§ DATA PROVIDED:
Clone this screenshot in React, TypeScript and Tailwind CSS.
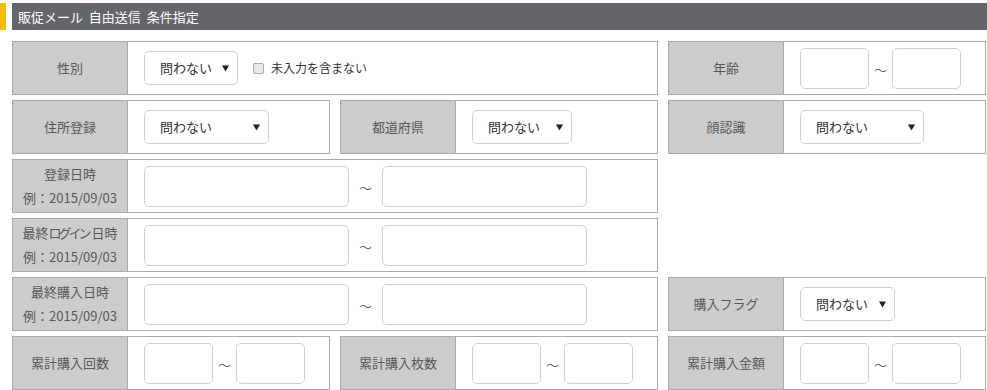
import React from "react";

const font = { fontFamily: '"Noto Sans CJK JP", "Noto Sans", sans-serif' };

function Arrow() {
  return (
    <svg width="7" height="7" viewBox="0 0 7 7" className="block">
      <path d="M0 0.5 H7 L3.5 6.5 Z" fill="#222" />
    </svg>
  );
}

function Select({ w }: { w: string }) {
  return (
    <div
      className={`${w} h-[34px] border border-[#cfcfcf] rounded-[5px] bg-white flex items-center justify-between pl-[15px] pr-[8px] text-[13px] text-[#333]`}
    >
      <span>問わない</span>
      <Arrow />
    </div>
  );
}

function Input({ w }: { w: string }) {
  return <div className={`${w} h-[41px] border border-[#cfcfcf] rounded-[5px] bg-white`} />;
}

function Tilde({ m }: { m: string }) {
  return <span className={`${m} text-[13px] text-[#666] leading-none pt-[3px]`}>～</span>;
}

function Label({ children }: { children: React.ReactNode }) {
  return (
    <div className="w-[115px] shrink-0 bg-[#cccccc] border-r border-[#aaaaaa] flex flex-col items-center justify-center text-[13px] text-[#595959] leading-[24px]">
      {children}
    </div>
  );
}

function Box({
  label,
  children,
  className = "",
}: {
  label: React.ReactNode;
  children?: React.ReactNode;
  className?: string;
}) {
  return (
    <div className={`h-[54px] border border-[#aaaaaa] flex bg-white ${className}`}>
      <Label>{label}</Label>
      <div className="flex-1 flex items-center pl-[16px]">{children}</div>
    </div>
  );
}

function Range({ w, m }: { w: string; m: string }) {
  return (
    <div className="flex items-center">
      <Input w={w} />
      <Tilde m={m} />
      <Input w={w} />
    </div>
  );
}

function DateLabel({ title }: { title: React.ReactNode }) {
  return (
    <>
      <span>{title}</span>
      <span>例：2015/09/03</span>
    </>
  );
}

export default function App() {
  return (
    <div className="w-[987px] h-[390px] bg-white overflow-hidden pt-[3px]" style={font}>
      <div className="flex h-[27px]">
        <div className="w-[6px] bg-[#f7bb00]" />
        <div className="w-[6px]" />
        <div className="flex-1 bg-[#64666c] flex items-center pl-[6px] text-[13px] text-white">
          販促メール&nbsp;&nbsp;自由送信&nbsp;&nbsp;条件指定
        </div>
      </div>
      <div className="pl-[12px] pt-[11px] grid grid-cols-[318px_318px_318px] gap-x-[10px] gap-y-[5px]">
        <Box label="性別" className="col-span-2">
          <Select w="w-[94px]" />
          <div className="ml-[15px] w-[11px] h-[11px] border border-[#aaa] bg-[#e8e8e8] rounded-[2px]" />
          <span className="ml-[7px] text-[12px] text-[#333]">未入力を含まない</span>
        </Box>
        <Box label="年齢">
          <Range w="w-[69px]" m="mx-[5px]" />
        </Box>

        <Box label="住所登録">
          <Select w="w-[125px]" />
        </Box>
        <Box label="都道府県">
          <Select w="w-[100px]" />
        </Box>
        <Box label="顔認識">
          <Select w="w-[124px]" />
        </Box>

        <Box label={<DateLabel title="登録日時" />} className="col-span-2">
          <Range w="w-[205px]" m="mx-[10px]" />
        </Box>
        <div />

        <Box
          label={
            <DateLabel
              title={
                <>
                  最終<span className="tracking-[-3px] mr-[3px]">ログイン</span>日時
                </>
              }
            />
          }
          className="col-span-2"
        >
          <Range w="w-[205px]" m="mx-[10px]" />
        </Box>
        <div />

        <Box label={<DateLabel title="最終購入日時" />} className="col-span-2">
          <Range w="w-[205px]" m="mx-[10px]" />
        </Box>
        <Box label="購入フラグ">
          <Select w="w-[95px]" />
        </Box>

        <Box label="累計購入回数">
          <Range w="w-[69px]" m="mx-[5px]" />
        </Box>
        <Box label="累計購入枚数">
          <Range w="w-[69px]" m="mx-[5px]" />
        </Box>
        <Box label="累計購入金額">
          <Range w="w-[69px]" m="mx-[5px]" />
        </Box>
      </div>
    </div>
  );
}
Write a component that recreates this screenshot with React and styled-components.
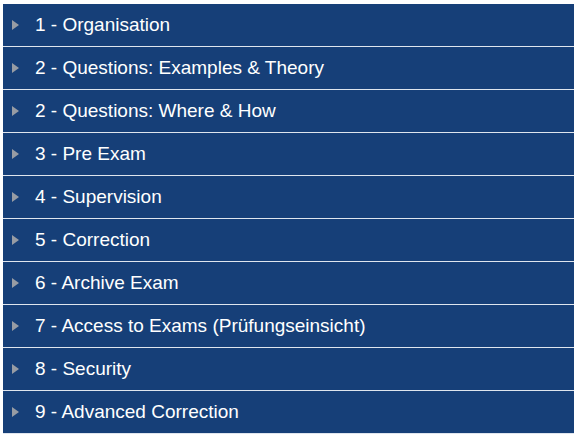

§ WHAT THE TASK REQUIRES:
Repeat the material above word for word and skip every image in it.

§ SOLUTION TO THIS TASK:
Clone this screenshot in React, TypeScript and Tailwind CSS.
import React from "react";

const font = { fontFamily: '"Noto Sans CJK JP", "Noto Sans", sans-serif' };

function Arrow() {
  return (
    <svg width="7" height="7" viewBox="0 0 7 7" className="block">
      <path d="M0 0.5 H7 L3.5 6.5 Z" fill="#222" />
    </svg>
  );
}

function Select({ w }: { w: string }) {
  return (
    <div
      className={`${w} h-[34px] border border-[#cfcfcf] rounded-[5px] bg-white flex items-center justify-between pl-[15px] pr-[8px] text-[13px] text-[#333]`}
    >
      <span>問わない</span>
      <Arrow />
    </div>
  );
}

function Input({ w }: { w: string }) {
  return <div className={`${w} h-[41px] border border-[#cfcfcf] rounded-[5px] bg-white`} />;
}

function Tilde({ m }: { m: string }) {
  return <span className={`${m} text-[13px] text-[#666] leading-none pt-[3px]`}>～</span>;
}

function Label({ children }: { children: React.ReactNode }) {
  return (
    <div className="w-[115px] shrink-0 bg-[#cccccc] border-r border-[#aaaaaa] flex flex-col items-center justify-center text-[13px] text-[#595959] leading-[24px]">
      {children}
    </div>
  );
}

function Box({
  label,
  children,
  className = "",
}: {
  label: React.ReactNode;
  children?: React.ReactNode;
  className?: string;
}) {
  return (
    <div className={`h-[54px] border border-[#aaaaaa] flex bg-white ${className}`}>
      <Label>{label}</Label>
      <div className="flex-1 flex items-center pl-[16px]">{children}</div>
    </div>
  );
}

function Range({ w, m }: { w: string; m: string }) {
  return (
    <div className="flex items-center">
      <Input w={w} />
      <Tilde m={m} />
      <Input w={w} />
    </div>
  );
}

function DateLabel({ title }: { title: React.ReactNode }) {
  return (
    <>
      <span>{title}</span>
      <span>例：2015/09/03</span>
    </>
  );
}

export default function App() {
  return (
    <div className="w-[987px] h-[390px] bg-white overflow-hidden pt-[3px]" style={font}>
      <div className="flex h-[27px]">
        <div className="w-[6px] bg-[#f7bb00]" />
        <div className="w-[6px]" />
        <div className="flex-1 bg-[#64666c] flex items-center pl-[6px] text-[13px] text-white">
          販促メール&nbsp;&nbsp;自由送信&nbsp;&nbsp;条件指定
        </div>
      </div>
      <div className="pl-[12px] pt-[11px] grid grid-cols-[318px_318px_318px] gap-x-[10px] gap-y-[5px]">
        <Box label="性別" className="col-span-2">
          <Select w="w-[94px]" />
          <div className="ml-[15px] w-[11px] h-[11px] border border-[#aaa] bg-[#e8e8e8] rounded-[2px]" />
          <span className="ml-[7px] text-[12px] text-[#333]">未入力を含まない</span>
        </Box>
        <Box label="年齢">
          <Range w="w-[69px]" m="mx-[5px]" />
        </Box>

        <Box label="住所登録">
          <Select w="w-[125px]" />
        </Box>
        <Box label="都道府県">
          <Select w="w-[100px]" />
        </Box>
        <Box label="顔認識">
          <Select w="w-[124px]" />
        </Box>

        <Box label={<DateLabel title="登録日時" />} className="col-span-2">
          <Range w="w-[205px]" m="mx-[10px]" />
        </Box>
        <div />

        <Box
          label={
            <DateLabel
              title={
                <>
                  最終<span className="tracking-[-3px] mr-[3px]">ログイン</span>日時
                </>
              }
            />
          }
          className="col-span-2"
        >
          <Range w="w-[205px]" m="mx-[10px]" />
        </Box>
        <div />

        <Box label={<DateLabel title="最終購入日時" />} className="col-span-2">
          <Range w="w-[205px]" m="mx-[10px]" />
        </Box>
        <Box label="購入フラグ">
          <Select w="w-[95px]" />
        </Box>

        <Box label="累計購入回数">
          <Range w="w-[69px]" m="mx-[5px]" />
        </Box>
        <Box label="累計購入枚数">
          <Range w="w-[69px]" m="mx-[5px]" />
        </Box>
        <Box label="累計購入金額">
          <Range w="w-[69px]" m="mx-[5px]" />
        </Box>
      </div>
    </div>
  );
}
Write a component that recreates this screenshot with React and styled-components.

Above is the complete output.